Frequently used in combination with databases to store non-queryable data.
I.e profile pictures for an app could be stored in blobs.
Every blob lives inside a blob container. If you want to store data without performing analysis on the data, set Hierarchical Namespace to Disabled to set up the storage account. Also good for archive rarely used data or store website assets such as images and media.
Azure Synapse Analytics Serverless SQL Pool
A query service over the data in data lake. Benefits: Basic discovery and exploration, logical date warehousing, data transformation.
Apache Spark
Processing system for big data workloads. Interface for programming entire clusters with implicit data parallelism and fault tolerance.
Azure Cosmos DB
Used within web and mobile applications. Good for modeling social interactions. Cosmos DB is globally distributed and a NoSQL database. Organizational entity for your databases.
Azure Data Lake Storage Gen2
Capabilities dedicated to big data analytics. Built on Azure Blob Storage. File system semantics, file-level security, and scale.
Also: low-cost, tiered storage, high availability. If you’re performing analytics on data, set Hierarchical Namespace to Enabled.
Gen2 is with hierarchical namespace, meaning it has a physical folder structure. Gen1 is Blob-based.
Hierarchical namespace
A physical folder structure
Azure Databricks
Data analytics platform optimized for Azure cloud services. Uses notebooks that run on a Spark engine. Integrated with PowerBI, Tableau, and similar.
Cannot be assigned a system assigned managed identity. Instead, use Secret Scope. Allows Databricks to access a Key-vault. Only users with Contributer-permission, or higher, might activate secret scopes.
Azure Data Factory
Azure’s cloud ETL service for scale-out serverless data integration and data transformation. You can create and schedule data-driven workflows. Can create pipelines without writing code. Can copy and transform data. Can orchestrate batch data movement and transformations. Only store pipeline-run data for 45 days.
Activities: copy data from source into a sink, perform transformation, or similar.
Linked services: connection tools that ADF uses to connect to services like API, storage accounts, and databases.
Pipelines: Container for activities in ADF. Contains a flow of activities that execute depending on completion status. Typically equipped with a trigger.
Integration Runtimes: the infrastructure used to compute activities, data flow, SSIS package, and data movements. 3 types:
Azure – runs data flow, data movement, and activities.
Self-hosted – runs data movement and activities.
Azure SSIS – SSIS-package execution
Azure Virtual Network
VNet. Enables Azure resources to securely communicate.
Azure Event Hub
Real-time data ingestion service. Stream events to build dynamic data pipelines and immediately respond. Can process millions of events per second. Collects events. Accepts only endpoints for ingestion of data. No mechanism for sending data back to publisher. Good for massive scale or for a series of events.

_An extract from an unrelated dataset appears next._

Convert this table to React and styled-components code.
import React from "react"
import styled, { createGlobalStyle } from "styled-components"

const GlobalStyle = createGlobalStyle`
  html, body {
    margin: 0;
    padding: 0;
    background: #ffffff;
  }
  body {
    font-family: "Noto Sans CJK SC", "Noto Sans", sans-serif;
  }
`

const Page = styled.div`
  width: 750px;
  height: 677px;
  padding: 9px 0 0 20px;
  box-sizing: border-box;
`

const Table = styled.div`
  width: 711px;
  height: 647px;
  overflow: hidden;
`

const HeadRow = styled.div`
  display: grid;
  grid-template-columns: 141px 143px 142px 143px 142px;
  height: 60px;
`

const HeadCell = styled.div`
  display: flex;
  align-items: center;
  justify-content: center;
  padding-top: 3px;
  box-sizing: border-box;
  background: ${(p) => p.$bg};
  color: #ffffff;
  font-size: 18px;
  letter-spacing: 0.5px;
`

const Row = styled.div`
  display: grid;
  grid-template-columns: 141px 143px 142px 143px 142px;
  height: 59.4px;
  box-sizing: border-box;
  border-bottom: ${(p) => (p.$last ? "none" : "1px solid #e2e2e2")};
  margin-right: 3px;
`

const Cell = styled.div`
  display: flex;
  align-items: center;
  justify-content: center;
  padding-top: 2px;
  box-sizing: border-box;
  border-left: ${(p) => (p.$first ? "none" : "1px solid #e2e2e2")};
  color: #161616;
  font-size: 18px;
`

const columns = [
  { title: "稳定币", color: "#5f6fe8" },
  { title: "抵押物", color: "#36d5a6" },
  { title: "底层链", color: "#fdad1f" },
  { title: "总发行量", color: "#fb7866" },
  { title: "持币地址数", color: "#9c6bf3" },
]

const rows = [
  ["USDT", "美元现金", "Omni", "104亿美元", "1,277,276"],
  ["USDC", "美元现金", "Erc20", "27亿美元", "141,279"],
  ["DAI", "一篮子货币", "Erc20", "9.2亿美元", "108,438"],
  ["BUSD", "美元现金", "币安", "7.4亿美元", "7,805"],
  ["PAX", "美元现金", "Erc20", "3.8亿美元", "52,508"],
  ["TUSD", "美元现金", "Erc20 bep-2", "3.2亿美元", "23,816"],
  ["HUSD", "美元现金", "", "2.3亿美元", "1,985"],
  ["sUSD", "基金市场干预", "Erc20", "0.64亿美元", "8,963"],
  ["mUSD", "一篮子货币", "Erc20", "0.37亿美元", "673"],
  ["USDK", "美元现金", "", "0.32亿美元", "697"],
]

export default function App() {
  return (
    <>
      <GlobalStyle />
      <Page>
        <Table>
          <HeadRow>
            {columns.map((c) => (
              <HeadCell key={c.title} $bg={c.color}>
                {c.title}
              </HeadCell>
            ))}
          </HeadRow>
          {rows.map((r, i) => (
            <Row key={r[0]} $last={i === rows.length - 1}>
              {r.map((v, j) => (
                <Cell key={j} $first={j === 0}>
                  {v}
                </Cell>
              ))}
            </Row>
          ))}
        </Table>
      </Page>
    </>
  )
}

Event Hubs Dedicated is a pricing tier, billed at a fixed monthly price, minimum of 4 hours of usage.
Azure Event Grid
Build applications with event-based architectures. Good for dealing with discrete events and when there’s a need for the application to work in a publisher/subscriber model and handle event but not data.
Azure IoT Hub
IoT connector to the cloud. Enables solutions with reliable and secure communication
Azure SQL Database
Managed coud database
Azure Stream Analytics
Serverless scalable event processing engine. Can run real-time analytics on multiple streams.

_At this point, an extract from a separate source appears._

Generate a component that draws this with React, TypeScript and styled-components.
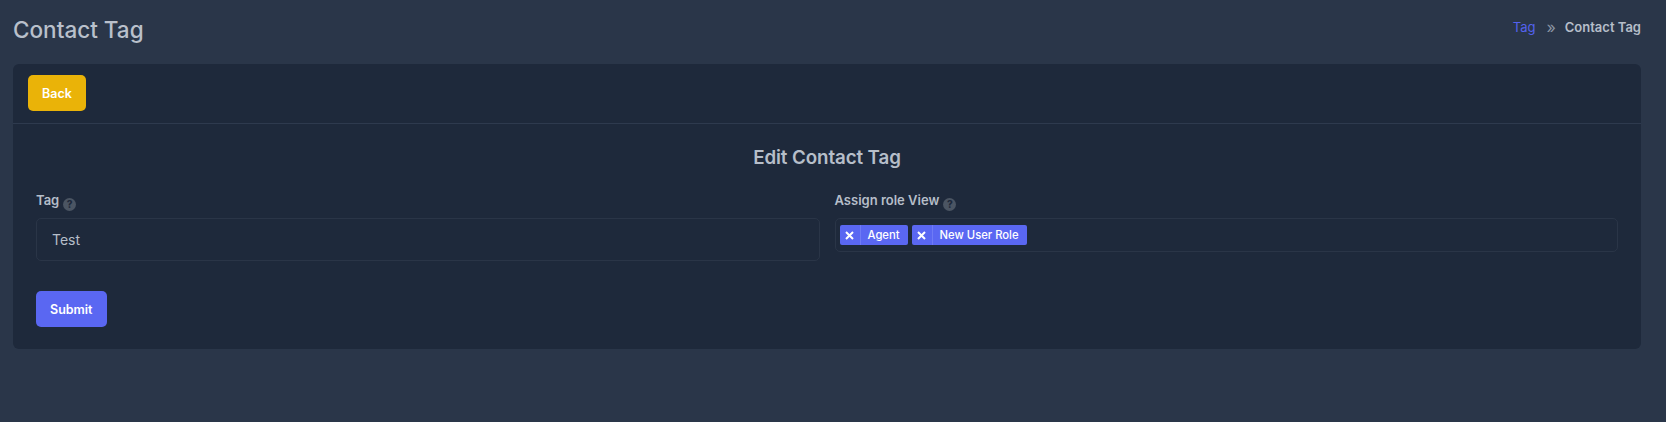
import React from 'react';
import styled, { createGlobalStyle } from 'styled-components';

const GlobalStyle = createGlobalStyle`
  html, body {
    margin: 0;
    padding: 0;
    background: #2a3649;
    font-family: Inter, "Liberation Sans", sans-serif;
  }
`;

const Page = styled.div`
  min-height: 422px;
  padding: 0 25px 0 13px;
  box-sizing: border-box;
`;

const TopBar = styled.div`
  height: 64px;
  display: flex;
  align-items: center;
  justify-content: space-between;
`;

const PageTitle = styled.h1`
  margin: -5px 0 0;
  font-size: 22.5px;
  line-height: 32px;
  font-weight: 500;
  color: #b9c0cb;
`;

const Breadcrumb = styled.div`
  display: flex;
  align-items: center;
  margin-top: -10px;
  font-size: 13px;
  line-height: 20px;
  font-weight: 600;
  color: #b6bec9;
`;

const CrumbLink = styled.a`
  color: #5462ee;
  font-weight: 400;
`;

const CrumbSep = styled.span`
  margin: 0 9px 0 11px;
  color: #8b94a3;
  font-size: 16px;
  font-weight: 400;
`;

const Card = styled.div`
  background: #1e293b;
  border-radius: 6px;
  height: 285px;
`;

const CardHead = styled.div`
  height: 60px;
  padding: 11px 15px 0;
  box-sizing: border-box;
  border-bottom: 1px solid #2e3a4e;
`;

const Button = styled.button<{ $color: string }>`
  height: 36px;
  padding: 0 14px;
  border: none;
  border-radius: 5px;
  background: ${props => props.$color};
  color: #fff;
  font-family: inherit;
  font-size: 12.5px;
  font-weight: 600;
`;

const CardBody = styled.div`
  padding: 20px 23px 0;
`;

const FormTitle = styled.h2`
  margin: 0 0 18px;
  text-align: center;
  font-size: 18.75px;
  line-height: 28px;
  font-weight: 600;
  letter-spacing: -0.1px;
  color: #b6bec9;
`;

const FormGrid = styled.div`
  display: grid;
  grid-template-columns: 1fr 1fr;
  column-gap: 15px;
`;

const Label = styled.label`
  display: flex;
  align-items: flex-start;
  gap: 4px;
  height: 28px;
  font-size: 13px;
  line-height: 20px;
  font-weight: 600;
  color: #b6bec9;
`;

const Help = styled.span`
  width: 13px;
  height: 13px;
  margin-top: 8px;
  border-radius: 50%;
  background: #4b5563;
  color: #1e293b;
  display: flex;
  align-items: center;
  justify-content: center;
  font-size: 10px;
  line-height: 13px;
  font-weight: 800;
`;

const TextBox = styled.div`
  height: 43px;
  padding: 0 15px;
  display: flex;
  align-items: center;
  box-sizing: border-box;
  border: 1px solid #2a3547;
  border-radius: 5px;
  font-size: 14px;
  color: #b6bec9;
`;

const TagBox = styled.div`
  height: 34px;
  padding: 6px 4px;
  display: flex;
  gap: 4px;
  box-sizing: border-box;
  border: 1px solid #2a3547;
  border-radius: 5px;
`;

const Chip = styled.span`
  height: 20px;
  display: flex;
  align-items: center;
  background: #5a67f2;
  border-radius: 2px;
  color: #fff;
  font-size: 11.25px;
  font-weight: 500;
  line-height: 20px;
`;

const ChipRemove = styled.span`
  width: 20px;
  height: 20px;
  display: flex;
  align-items: center;
  justify-content: center;
  border-right: 1px solid #6f7bf5;
`;

const ChipLabel = styled.span`
  padding: 0 8px 0 7px;
`;

const FormFoot = styled.div`
  margin-top: 30px;
`;

const RemoveIcon = () => (
  <svg width="9" height="9" viewBox="0 0 9 9">
    <path d="M1 1l7 7M8 1L1 8" stroke="#fff" strokeWidth="2" />
  </svg>
);

const App: React.FC = () => {
  return (
    <Page>
      <GlobalStyle />
      <TopBar>
        <PageTitle>Contact Tag</PageTitle>
        <Breadcrumb>
          <CrumbLink>Tag</CrumbLink>
          <CrumbSep>»</CrumbSep>
          Contact Tag
        </Breadcrumb>
      </TopBar>
      <Card>
        <CardHead>
          <Button $color="#eab308">Back</Button>
        </CardHead>
        <CardBody>
          <FormTitle>Edit Contact Tag</FormTitle>
          <FormGrid>
            <div>
              <Label>
                Tag <Help>?</Help>
              </Label>
              <TextBox>Test</TextBox>
            </div>
            <div>
              <Label>
                Assign role View <Help>?</Help>
              </Label>
              <TagBox>
                <Chip>
                  <ChipRemove><RemoveIcon /></ChipRemove>
                  <ChipLabel>Agent</ChipLabel>
                </Chip>
                <Chip>
                  <ChipRemove><RemoveIcon /></ChipRemove>
                  <ChipLabel>New User Role</ChipLabel>
                </Chip>
              </TagBox>
            </div>
          </FormGrid>
          <FormFoot>
            <Button $color="#5a67f2">Submit</Button>
          </FormFoot>
        </CardBody>
      </Card>
    </Page>
  );
};

export default App;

Used togeahter with Event Hub. Event Hubs feeds events into Azure and Stream Analytics processes them.
Azure DevOps Git Repository
Set of version control tools to manage code. Can help track changes over time
Azure Monitor
To keep data for longer than 45 days. Helps maximize availability and performance of applications and services.
Azure Log Analytics
To edit and run log queries from data collected by Azure Monitor Logs and interactively analyze their results.
Azure Monitor builds on tp of Log Analytics. Monitor is the marketing name, Log Analytics is the technology that powers it.
Microsoft Power BI
Business analytics service. Provides interactive visualizations and BI capabilities. Reports and dashboards for end users.
Microsoft Visual Studio
Development environment. IDE and Code Editor
Delta Lake
Efficient method of storing data. ACID-compliant and stores data in hacked up parquet. Not readable by humans. Can be used for batch data and streaming data. Delta enforces schemas.
Blobs (3 kinds)
Block blobs: blocks of different sizes.
Append blobs: support only appending new data (not updating or deleting existing data). Good for scenarios like storing logs or writing streamed data.
Page blobs: for scenarios involving random-access reads and writes.
Container
Packages of software that contains everything needed to run in any environment. Virtualize the operating system.